**Your goal**
Write out the whole listing again, exactly as given.

**Data lines**
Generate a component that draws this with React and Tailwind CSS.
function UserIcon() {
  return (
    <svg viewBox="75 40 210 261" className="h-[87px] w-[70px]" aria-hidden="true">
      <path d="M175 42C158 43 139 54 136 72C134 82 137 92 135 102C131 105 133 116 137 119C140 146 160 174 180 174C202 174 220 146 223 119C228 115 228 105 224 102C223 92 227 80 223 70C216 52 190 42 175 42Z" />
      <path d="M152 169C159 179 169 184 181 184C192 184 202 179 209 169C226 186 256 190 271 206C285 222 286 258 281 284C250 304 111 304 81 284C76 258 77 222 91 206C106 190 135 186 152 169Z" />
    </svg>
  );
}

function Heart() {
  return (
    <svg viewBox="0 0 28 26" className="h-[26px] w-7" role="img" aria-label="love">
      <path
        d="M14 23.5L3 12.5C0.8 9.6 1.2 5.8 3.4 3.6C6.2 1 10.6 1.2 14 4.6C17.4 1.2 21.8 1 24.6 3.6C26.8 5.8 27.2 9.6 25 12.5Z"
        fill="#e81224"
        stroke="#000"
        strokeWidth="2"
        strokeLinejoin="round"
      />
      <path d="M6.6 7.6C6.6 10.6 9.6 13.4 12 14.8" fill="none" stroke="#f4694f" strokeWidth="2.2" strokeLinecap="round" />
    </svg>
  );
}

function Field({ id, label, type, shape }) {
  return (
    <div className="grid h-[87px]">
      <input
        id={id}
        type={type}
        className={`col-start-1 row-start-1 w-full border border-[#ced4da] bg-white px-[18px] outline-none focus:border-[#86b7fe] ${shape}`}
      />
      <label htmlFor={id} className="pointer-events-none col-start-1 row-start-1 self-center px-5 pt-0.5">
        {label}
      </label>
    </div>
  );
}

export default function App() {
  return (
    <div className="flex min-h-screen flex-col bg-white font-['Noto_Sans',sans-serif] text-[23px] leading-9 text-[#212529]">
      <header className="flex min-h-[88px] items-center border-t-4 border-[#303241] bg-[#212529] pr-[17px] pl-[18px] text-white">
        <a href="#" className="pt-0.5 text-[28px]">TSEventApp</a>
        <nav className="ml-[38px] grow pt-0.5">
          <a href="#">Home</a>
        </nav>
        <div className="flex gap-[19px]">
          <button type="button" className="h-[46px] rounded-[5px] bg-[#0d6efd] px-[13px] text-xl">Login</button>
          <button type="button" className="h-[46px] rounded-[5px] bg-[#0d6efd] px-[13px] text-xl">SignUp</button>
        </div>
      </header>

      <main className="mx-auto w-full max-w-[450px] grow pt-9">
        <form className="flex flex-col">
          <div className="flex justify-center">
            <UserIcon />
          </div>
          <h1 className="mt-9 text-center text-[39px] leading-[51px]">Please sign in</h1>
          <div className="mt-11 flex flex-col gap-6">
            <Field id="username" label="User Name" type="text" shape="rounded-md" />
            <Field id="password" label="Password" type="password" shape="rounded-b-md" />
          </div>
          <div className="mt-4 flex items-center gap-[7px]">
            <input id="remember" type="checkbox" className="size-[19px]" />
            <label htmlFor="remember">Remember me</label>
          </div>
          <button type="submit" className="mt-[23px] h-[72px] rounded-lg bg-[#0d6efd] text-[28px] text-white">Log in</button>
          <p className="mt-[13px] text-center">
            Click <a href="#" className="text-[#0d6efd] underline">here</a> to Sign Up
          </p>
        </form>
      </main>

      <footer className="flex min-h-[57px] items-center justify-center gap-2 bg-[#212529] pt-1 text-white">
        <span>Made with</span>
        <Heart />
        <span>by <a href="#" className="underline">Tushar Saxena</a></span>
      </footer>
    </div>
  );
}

**Full response**
Generate a component that draws this with React and Tailwind CSS.
function UserIcon() {
  return (
    <svg viewBox="75 40 210 261" className="h-[87px] w-[70px]" aria-hidden="true">
      <path d="M175 42C158 43 139 54 136 72C134 82 137 92 135 102C131 105 133 116 137 119C140 146 160 174 180 174C202 174 220 146 223 119C228 115 228 105 224 102C223 92 227 80 223 70C216 52 190 42 175 42Z" />
      <path d="M152 169C159 179 169 184 181 184C192 184 202 179 209 169C226 186 256 190 271 206C285 222 286 258 281 284C250 304 111 304 81 284C76 258 77 222 91 206C106 190 135 186 152 169Z" />
    </svg>
  );
}

function Heart() {
  return (
    <svg viewBox="0 0 28 26" className="h-[26px] w-7" role="img" aria-label="love">
      <path
        d="M14 23.5L3 12.5C0.8 9.6 1.2 5.8 3.4 3.6C6.2 1 10.6 1.2 14 4.6C17.4 1.2 21.8 1 24.6 3.6C26.8 5.8 27.2 9.6 25 12.5Z"
        fill="#e81224"
        stroke="#000"
        strokeWidth="2"
        strokeLinejoin="round"
      />
      <path d="M6.6 7.6C6.6 10.6 9.6 13.4 12 14.8" fill="none" stroke="#f4694f" strokeWidth="2.2" strokeLinecap="round" />
    </svg>
  );
}

function Field({ id, label, type, shape }) {
  return (
    <div className="grid h-[87px]">
      <input
        id={id}
        type={type}
        className={`col-start-1 row-start-1 w-full border border-[#ced4da] bg-white px-[18px] outline-none focus:border-[#86b7fe] ${shape}`}
      />
      <label htmlFor={id} className="pointer-events-none col-start-1 row-start-1 self-center px-5 pt-0.5">
        {label}
      </label>
    </div>
  );
}

export default function App() {
  return (
    <div className="flex min-h-screen flex-col bg-white font-['Noto_Sans',sans-serif] text-[23px] leading-9 text-[#212529]">
      <header className="flex min-h-[88px] items-center border-t-4 border-[#303241] bg-[#212529] pr-[17px] pl-[18px] text-white">
        <a href="#" className="pt-0.5 text-[28px]">TSEventApp</a>
        <nav className="ml-[38px] grow pt-0.5">
          <a href="#">Home</a>
        </nav>
        <div className="flex gap-[19px]">
          <button type="button" className="h-[46px] rounded-[5px] bg-[#0d6efd] px-[13px] text-xl">Login</button>
          <button type="button" className="h-[46px] rounded-[5px] bg-[#0d6efd] px-[13px] text-xl">SignUp</button>
        </div>
      </header>

      <main className="mx-auto w-full max-w-[450px] grow pt-9">
        <form className="flex flex-col">
          <div className="flex justify-center">
            <UserIcon />
          </div>
          <h1 className="mt-9 text-center text-[39px] leading-[51px]">Please sign in</h1>
          <div className="mt-11 flex flex-col gap-6">
            <Field id="username" label="User Name" type="text" shape="rounded-md" />
            <Field id="password" label="Password" type="password" shape="rounded-b-md" />
          </div>
          <div className="mt-4 flex items-center gap-[7px]">
            <input id="remember" type="checkbox" className="size-[19px]" />
            <label htmlFor="remember">Remember me</label>
          </div>
          <button type="submit" className="mt-[23px] h-[72px] rounded-lg bg-[#0d6efd] text-[28px] text-white">Log in</button>
          <p className="mt-[13px] text-center">
            Click <a href="#" className="text-[#0d6efd] underline">here</a> to Sign Up
          </p>
        </form>
      </main>

      <footer className="flex min-h-[57px] items-center justify-center gap-2 bg-[#212529] pt-1 text-white">
        <span>Made with</span>
        <Heart />
        <span>by <a href="#" className="underline">Tushar Saxena</a></span>
      </footer>
    </div>
  );
}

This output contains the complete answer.